Der Oberbürgermeister fordert "quick wins"

Eine Kluft zwischen Theorie und Praxis bescheinigte Grünen-Fraktionschef Florian Roth den städtischen Bemühungen zum E-Government. Das klinge alles gut, aber im Alltag hinke München beim Online-Service deutlich hinterher. "Agil und schnell" sei die Stadt auch mit den paar angestrebten Neuheiten dieses Beschlusses noch lange nicht. Es brauche viel mehr Kompetenzen, eine klare Strategie und die nötigen Ressourcen.

Oberbürgermeister Dieter Reiter (SPD) sieht das auch so. Er nannte es "ein Gebot der Zeit", im E-Government besser zu werden. Rhetorisch voll in der Szene forderte er neben einer Strategie auch "quick wins", also schnelle Erfolge. Das Engagement der Stadt sei aber nicht kurzfristig angelegt. "Wir werden diese Aufgabe dauerhaft leisten müssen." Die nötigen Stellen werden deshalb nicht befristet vergeben.

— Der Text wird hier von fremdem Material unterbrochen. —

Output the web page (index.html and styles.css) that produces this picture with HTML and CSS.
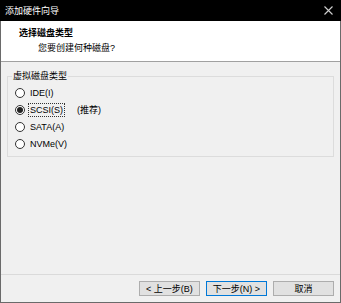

Damit ihre Online-Services intern wie extern mehr Präsenz bekommen, will die Stadt eine Werbekampagne starten und dafür auch eine Agentur engagieren. Denn was nützen neue Angebote, wenn sie keiner mag, kennt oder findet. Diese Dienste müsse die Stadt "viel prominenter platzieren", sagte SPD-Stadträtin Hübner. Und vor allem müssten sie wesentliche Bereiche des Lebens abdecken. "So viele Baumfällanträge stellt man ja nicht."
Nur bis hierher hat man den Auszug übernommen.